OBJECTIVE
Return each line that holds the word "React".

DATASET EXCERPT

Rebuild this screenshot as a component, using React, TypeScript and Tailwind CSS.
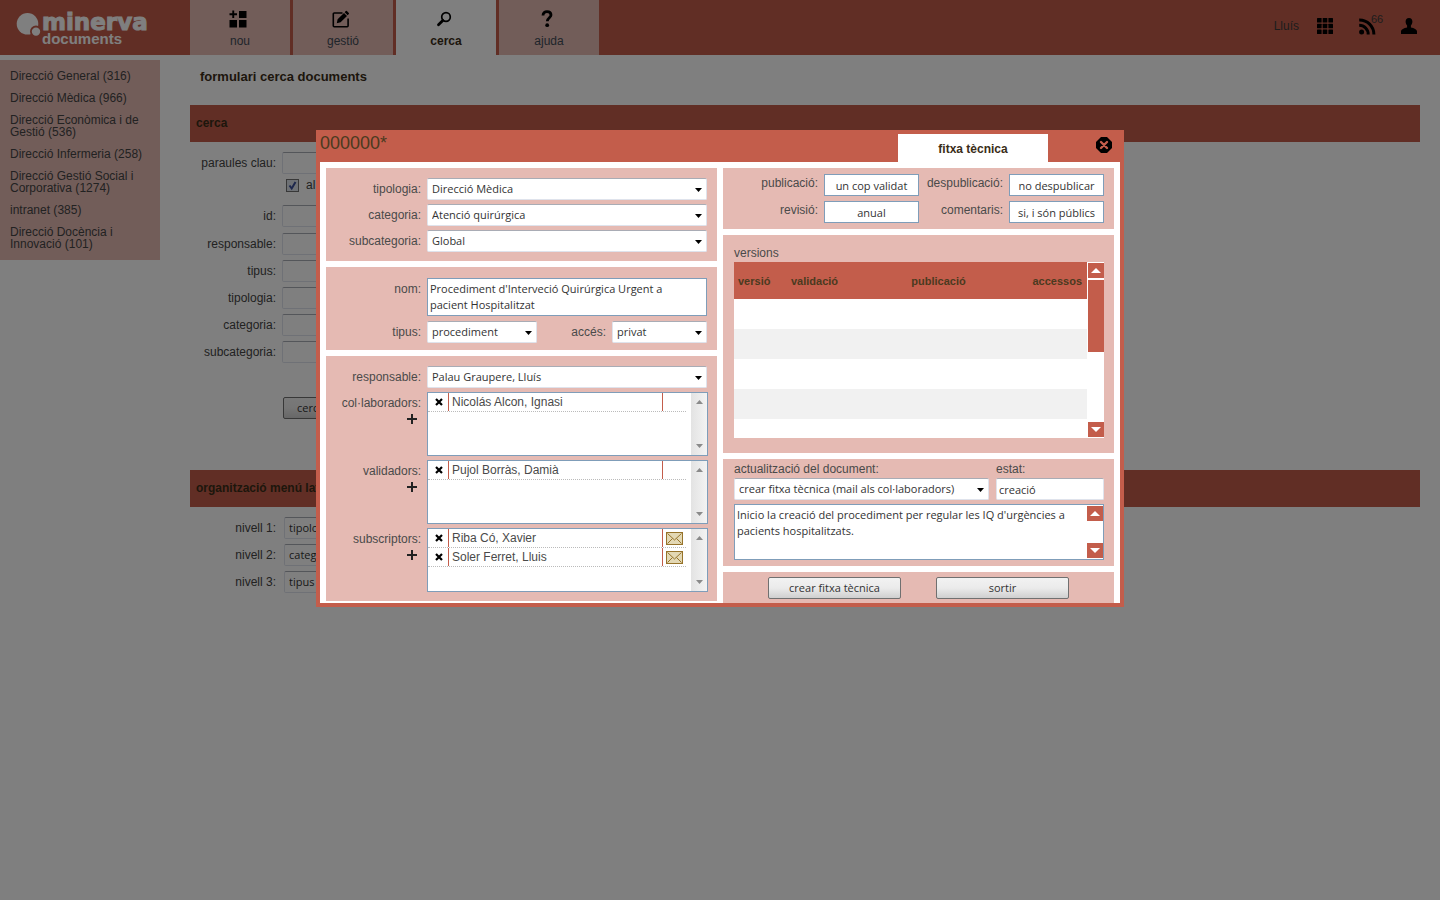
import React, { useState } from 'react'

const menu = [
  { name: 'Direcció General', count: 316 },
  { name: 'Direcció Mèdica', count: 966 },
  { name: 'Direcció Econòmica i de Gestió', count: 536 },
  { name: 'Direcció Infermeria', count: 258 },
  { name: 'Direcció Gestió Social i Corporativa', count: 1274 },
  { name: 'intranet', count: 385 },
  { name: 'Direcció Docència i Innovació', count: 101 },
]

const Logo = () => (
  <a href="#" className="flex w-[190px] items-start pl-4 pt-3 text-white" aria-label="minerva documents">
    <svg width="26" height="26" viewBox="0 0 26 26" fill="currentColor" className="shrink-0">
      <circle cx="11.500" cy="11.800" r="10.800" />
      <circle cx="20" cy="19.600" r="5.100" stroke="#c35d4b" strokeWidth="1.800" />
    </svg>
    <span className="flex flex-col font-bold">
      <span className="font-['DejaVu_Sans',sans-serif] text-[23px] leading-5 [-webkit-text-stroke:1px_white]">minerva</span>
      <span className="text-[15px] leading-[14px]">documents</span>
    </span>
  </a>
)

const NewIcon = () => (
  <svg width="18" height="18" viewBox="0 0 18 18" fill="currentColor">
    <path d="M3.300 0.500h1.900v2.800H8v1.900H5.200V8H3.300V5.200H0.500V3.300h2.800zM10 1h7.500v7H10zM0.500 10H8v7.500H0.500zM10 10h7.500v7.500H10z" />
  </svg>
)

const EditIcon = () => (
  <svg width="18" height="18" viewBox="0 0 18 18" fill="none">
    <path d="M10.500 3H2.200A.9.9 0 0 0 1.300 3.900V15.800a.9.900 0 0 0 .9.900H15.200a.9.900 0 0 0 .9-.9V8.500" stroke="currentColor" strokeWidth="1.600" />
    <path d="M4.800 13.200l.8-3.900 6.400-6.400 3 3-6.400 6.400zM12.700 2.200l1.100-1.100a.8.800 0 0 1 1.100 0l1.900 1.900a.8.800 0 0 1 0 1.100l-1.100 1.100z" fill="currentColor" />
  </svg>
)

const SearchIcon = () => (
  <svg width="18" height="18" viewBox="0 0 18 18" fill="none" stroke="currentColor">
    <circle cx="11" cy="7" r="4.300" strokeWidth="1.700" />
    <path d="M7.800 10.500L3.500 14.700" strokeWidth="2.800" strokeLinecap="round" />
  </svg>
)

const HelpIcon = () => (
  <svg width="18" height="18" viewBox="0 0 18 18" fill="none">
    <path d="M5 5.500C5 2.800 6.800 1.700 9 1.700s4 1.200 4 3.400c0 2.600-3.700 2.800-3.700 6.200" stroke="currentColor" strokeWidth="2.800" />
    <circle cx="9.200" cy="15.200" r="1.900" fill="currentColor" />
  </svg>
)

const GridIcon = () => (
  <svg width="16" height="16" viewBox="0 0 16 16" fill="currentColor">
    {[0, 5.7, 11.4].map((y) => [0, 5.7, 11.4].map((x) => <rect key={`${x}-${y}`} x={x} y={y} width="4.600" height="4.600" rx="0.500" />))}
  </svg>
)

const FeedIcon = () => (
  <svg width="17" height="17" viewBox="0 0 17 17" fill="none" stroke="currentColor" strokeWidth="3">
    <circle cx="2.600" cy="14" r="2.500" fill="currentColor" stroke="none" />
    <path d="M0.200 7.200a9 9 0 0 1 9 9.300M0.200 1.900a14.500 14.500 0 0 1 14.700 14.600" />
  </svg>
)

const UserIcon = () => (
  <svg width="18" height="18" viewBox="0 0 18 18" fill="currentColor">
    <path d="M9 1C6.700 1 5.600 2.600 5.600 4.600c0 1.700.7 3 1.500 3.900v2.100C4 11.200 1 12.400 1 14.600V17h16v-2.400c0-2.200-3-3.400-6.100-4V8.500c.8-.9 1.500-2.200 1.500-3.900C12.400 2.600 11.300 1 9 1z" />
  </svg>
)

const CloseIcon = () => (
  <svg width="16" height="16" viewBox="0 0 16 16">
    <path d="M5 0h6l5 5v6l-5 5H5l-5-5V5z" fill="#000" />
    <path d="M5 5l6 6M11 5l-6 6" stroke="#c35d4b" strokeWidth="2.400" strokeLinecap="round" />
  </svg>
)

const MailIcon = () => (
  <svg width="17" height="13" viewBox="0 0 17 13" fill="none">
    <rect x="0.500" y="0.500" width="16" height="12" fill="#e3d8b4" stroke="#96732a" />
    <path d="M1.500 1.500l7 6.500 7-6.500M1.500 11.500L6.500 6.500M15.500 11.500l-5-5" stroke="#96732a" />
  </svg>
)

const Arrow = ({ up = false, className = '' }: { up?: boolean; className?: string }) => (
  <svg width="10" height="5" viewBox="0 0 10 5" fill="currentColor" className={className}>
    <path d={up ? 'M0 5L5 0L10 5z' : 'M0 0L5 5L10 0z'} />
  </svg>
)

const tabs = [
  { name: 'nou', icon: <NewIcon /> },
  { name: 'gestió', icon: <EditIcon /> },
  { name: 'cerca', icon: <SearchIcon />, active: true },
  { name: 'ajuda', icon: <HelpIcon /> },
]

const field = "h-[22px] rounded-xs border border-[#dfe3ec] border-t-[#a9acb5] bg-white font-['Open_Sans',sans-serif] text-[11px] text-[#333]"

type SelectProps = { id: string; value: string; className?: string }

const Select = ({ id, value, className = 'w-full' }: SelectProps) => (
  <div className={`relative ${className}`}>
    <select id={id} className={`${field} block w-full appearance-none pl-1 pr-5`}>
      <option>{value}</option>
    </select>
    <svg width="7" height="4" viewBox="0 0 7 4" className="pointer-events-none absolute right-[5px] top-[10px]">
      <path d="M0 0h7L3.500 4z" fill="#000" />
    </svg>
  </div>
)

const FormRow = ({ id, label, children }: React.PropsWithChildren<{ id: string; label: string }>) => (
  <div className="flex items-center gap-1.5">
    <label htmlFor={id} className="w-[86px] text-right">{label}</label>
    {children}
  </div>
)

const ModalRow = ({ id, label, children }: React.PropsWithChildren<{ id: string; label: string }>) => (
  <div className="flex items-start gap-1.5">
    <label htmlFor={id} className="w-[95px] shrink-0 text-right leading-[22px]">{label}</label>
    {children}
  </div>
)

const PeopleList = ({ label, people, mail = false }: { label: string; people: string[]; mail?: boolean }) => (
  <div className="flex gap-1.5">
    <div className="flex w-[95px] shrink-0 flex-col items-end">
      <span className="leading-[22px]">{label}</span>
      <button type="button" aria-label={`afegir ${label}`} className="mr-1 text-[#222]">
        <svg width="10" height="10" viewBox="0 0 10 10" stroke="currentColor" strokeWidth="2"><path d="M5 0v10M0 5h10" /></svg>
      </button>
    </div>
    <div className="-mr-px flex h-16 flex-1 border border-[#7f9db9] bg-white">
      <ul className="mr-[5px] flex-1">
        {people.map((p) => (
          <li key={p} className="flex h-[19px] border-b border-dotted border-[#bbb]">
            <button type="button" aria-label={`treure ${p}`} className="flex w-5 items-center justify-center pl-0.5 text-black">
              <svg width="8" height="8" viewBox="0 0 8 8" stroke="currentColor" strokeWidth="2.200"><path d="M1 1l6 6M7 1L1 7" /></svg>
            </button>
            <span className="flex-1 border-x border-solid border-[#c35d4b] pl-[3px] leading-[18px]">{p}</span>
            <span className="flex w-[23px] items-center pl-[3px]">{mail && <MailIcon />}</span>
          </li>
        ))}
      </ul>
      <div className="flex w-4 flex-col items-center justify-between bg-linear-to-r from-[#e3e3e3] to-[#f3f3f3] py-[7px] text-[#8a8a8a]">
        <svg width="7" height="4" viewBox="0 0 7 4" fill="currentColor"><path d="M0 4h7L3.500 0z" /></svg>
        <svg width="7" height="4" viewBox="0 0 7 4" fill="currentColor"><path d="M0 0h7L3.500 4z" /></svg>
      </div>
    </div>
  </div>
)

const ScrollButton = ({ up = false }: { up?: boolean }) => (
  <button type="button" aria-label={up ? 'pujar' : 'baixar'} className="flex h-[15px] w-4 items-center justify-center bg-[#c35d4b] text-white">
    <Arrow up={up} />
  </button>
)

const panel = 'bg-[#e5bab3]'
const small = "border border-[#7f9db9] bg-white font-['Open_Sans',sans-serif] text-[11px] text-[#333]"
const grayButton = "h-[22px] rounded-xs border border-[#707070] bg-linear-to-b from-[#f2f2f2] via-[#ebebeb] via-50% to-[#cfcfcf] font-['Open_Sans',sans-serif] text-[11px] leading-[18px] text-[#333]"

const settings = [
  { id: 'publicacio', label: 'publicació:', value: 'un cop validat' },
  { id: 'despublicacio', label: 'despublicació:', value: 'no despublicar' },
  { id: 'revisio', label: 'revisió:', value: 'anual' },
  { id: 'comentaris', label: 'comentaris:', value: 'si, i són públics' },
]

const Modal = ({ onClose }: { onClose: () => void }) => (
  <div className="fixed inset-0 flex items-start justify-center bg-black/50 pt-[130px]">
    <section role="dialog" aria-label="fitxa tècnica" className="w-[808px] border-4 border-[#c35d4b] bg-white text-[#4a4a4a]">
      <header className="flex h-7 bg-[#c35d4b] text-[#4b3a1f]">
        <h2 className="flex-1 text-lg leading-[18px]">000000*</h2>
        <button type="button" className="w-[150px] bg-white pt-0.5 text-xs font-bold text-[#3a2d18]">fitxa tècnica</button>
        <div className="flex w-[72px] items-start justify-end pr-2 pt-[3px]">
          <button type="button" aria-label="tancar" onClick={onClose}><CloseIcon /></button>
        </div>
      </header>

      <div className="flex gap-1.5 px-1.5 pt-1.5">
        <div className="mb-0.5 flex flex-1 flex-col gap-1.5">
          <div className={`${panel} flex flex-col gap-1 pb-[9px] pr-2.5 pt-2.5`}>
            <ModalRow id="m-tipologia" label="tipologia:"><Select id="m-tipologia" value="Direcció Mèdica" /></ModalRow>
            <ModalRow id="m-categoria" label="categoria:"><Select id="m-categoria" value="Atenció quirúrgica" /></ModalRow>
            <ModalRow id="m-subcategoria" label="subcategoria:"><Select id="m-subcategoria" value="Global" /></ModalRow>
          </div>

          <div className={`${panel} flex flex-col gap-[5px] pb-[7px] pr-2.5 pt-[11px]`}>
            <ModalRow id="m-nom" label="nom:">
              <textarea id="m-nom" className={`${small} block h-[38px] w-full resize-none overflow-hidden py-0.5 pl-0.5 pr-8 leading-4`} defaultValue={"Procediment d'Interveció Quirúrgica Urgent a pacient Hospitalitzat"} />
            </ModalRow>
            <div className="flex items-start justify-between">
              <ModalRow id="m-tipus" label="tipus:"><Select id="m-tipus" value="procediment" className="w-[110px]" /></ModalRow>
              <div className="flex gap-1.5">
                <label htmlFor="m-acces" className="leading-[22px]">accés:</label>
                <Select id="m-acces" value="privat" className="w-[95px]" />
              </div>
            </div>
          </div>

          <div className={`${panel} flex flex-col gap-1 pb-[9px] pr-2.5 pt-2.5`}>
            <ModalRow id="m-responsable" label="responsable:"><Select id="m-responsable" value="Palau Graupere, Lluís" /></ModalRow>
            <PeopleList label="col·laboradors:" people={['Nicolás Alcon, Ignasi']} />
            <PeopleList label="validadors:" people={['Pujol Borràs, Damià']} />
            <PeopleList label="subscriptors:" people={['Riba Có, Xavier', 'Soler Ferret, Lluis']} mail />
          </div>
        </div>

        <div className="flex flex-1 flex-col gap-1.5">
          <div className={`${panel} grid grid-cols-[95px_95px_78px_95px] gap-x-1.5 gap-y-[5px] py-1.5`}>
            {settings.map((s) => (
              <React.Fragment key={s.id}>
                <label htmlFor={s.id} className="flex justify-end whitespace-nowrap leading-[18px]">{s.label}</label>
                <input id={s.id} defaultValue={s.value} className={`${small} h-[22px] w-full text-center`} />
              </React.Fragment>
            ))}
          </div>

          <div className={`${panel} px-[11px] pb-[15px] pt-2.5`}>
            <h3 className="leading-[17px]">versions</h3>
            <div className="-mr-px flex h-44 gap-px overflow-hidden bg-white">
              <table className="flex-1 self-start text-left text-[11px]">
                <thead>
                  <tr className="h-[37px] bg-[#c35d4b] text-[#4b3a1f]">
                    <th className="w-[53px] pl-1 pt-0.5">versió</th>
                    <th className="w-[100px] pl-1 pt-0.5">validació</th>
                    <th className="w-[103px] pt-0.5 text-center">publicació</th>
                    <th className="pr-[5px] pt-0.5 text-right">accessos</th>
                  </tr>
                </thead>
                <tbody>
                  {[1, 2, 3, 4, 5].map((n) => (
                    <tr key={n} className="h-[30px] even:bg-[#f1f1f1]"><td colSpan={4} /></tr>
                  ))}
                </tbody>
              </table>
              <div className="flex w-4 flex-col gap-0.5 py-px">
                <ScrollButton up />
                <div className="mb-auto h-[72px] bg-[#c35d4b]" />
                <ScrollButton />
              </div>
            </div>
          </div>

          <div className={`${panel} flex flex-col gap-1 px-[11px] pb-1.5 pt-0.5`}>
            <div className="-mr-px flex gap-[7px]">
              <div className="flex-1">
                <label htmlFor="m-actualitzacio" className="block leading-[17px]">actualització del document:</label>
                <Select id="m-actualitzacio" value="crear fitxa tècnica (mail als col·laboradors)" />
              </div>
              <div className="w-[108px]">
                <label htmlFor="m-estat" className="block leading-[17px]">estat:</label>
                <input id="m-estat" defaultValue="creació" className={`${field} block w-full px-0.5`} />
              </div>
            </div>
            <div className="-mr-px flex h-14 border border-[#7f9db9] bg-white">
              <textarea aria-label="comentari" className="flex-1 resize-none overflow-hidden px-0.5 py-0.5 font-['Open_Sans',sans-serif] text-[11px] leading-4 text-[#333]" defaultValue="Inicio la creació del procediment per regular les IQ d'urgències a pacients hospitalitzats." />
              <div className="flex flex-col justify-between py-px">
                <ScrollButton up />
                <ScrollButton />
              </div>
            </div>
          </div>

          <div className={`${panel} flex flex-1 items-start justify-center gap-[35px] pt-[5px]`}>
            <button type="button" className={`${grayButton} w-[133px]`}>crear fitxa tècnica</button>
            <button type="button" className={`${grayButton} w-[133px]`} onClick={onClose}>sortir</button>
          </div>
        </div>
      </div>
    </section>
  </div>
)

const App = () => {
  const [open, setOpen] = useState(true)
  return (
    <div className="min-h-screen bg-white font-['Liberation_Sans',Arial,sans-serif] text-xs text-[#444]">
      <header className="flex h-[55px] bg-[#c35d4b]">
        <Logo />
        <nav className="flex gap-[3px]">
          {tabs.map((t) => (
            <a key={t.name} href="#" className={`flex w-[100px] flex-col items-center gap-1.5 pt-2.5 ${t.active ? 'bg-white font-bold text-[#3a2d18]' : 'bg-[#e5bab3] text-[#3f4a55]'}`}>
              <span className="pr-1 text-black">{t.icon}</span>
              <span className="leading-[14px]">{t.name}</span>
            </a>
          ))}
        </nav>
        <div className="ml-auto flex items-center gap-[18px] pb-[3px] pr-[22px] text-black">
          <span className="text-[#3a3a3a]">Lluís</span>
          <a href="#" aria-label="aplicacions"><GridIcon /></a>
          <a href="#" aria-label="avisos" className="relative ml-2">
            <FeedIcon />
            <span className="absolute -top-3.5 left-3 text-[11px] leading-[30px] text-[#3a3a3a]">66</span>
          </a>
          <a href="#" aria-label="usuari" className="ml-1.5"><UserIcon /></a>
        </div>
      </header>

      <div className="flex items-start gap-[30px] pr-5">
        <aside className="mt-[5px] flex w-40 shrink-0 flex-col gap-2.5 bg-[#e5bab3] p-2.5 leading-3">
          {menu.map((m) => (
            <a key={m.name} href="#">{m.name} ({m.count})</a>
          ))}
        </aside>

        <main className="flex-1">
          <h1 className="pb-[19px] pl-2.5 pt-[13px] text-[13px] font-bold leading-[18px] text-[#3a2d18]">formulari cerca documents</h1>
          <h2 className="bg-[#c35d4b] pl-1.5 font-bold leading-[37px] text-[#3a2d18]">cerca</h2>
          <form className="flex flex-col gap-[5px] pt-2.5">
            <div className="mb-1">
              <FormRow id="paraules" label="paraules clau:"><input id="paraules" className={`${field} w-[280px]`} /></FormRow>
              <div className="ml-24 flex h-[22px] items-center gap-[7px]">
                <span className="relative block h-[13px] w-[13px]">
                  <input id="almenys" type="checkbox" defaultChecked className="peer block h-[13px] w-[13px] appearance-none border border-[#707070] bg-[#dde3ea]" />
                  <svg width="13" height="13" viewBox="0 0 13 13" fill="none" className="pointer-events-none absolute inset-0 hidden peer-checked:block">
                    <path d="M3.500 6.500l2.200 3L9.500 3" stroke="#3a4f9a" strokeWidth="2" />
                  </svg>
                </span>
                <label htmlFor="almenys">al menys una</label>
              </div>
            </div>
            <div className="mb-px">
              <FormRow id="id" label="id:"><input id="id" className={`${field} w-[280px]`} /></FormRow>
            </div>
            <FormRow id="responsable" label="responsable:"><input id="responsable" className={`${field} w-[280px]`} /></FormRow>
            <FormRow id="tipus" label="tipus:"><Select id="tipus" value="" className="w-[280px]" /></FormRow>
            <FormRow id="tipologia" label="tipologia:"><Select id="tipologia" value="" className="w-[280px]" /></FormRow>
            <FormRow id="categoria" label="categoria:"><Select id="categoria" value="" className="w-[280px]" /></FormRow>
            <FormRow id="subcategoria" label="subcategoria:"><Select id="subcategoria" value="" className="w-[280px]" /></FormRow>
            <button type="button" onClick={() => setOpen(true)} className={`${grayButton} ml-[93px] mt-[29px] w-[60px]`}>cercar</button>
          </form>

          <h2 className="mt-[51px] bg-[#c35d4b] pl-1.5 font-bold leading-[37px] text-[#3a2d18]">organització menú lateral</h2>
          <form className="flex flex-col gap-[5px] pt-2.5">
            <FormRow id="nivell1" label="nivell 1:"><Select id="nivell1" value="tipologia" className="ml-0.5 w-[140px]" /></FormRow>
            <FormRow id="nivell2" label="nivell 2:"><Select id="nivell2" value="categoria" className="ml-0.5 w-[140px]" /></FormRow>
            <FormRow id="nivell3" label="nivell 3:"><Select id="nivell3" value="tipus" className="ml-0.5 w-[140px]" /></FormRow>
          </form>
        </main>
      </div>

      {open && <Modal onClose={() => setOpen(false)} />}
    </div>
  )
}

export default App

THE RESULT
Rebuild this screenshot as a component, using React, TypeScript and Tailwind CSS.
import React, { useState } from 'react'
const FormRow = ({ id, label, children }: React.PropsWithChildren<{ id: string; label: string }>) => (
const ModalRow = ({ id, label, children }: React.PropsWithChildren<{ id: string; label: string }>) => (
              <React.Fragment key={s.id}>
              </React.Fragment>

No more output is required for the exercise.